> [Stored data]:
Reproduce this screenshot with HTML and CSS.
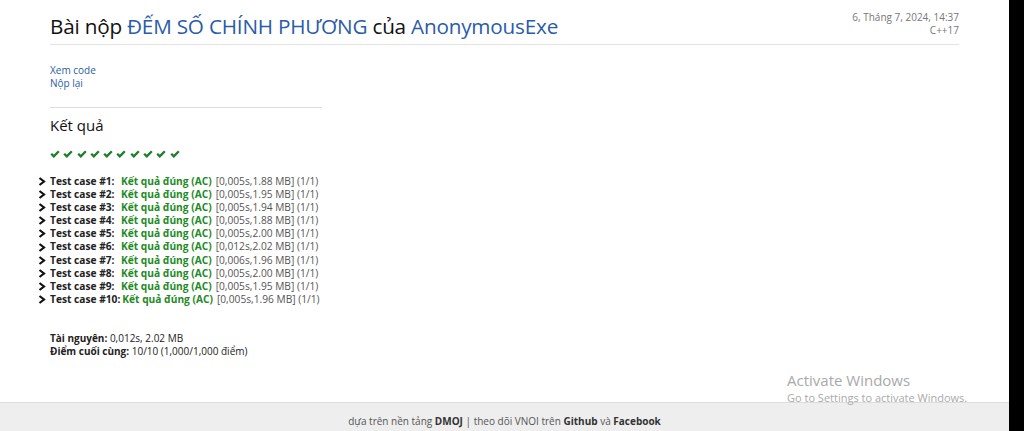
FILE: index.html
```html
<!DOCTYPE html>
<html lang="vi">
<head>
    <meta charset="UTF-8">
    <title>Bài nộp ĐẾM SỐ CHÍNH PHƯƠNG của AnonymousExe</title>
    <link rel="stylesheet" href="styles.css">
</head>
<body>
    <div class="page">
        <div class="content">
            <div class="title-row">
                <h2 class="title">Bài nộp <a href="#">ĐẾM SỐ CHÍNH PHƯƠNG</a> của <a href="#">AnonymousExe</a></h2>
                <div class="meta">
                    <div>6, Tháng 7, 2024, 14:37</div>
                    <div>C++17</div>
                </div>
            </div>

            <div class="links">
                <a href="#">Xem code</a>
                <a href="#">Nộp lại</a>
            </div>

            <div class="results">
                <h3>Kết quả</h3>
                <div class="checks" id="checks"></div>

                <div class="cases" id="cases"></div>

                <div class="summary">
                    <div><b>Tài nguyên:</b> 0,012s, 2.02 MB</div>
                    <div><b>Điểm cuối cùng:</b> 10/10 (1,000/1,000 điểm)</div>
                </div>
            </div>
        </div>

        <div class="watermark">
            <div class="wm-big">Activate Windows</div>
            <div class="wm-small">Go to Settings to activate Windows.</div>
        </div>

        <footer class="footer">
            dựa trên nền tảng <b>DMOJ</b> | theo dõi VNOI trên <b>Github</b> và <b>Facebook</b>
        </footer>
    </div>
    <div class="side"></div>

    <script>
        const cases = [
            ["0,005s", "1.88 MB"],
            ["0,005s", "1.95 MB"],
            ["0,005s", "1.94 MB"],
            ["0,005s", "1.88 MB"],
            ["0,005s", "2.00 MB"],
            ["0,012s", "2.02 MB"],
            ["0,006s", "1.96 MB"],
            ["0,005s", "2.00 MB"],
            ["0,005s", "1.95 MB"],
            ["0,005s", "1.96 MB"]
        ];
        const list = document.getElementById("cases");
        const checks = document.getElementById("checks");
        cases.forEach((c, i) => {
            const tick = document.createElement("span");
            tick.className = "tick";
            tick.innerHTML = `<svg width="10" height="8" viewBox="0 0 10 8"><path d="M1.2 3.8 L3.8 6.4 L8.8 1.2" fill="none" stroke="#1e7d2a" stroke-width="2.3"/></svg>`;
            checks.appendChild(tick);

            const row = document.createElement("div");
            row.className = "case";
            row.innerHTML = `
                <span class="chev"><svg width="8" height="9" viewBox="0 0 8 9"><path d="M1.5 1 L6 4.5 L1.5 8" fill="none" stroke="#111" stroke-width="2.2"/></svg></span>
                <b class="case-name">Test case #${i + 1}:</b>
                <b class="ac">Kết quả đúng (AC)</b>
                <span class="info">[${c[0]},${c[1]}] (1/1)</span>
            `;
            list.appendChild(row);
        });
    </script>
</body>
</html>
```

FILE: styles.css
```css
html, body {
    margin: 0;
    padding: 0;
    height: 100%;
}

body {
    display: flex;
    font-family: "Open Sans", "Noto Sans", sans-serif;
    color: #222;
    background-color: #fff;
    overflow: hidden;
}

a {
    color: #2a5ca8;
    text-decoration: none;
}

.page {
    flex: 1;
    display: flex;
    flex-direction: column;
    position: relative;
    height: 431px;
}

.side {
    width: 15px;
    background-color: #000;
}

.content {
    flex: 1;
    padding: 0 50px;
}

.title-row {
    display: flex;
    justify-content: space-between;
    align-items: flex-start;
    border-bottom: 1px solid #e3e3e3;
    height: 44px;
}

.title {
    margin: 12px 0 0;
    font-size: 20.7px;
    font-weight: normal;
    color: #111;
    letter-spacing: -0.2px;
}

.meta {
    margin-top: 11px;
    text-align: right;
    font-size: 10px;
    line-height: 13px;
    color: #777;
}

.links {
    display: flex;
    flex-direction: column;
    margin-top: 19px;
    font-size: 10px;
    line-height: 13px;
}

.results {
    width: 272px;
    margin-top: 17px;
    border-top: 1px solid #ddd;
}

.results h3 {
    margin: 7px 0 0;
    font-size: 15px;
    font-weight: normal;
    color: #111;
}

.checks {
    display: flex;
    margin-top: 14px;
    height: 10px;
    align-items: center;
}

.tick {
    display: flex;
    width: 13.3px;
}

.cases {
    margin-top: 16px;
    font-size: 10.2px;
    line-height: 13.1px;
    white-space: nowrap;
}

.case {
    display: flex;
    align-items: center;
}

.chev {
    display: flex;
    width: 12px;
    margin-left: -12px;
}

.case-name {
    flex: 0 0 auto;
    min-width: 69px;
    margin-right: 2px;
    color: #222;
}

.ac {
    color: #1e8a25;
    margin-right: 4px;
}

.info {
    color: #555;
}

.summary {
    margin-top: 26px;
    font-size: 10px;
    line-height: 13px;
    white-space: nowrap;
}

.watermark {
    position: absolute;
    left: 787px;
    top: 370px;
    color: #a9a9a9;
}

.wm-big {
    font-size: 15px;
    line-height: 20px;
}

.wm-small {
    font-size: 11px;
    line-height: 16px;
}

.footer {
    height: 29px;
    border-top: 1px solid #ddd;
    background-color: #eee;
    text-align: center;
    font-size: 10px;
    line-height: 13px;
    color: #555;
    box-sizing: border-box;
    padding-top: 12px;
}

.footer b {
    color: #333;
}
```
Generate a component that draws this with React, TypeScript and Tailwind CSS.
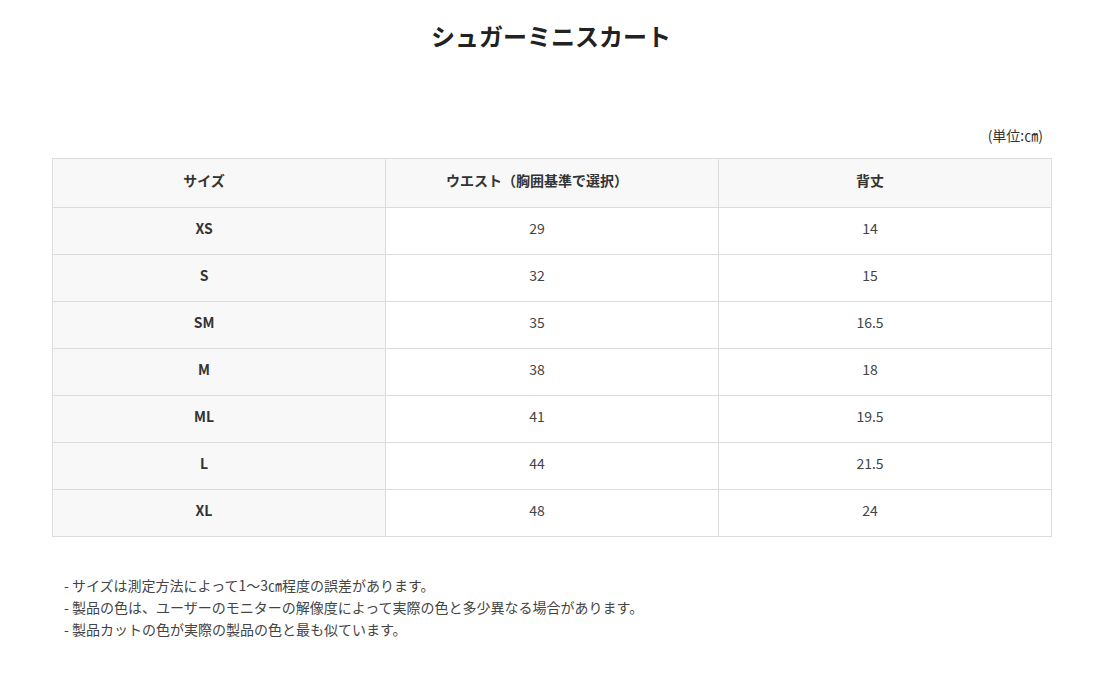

> [TASK REQUIREMENTS]: Note how many lines of the material contain the string "with". Then report that number by itself.

> [FINAL ANSWER]: 2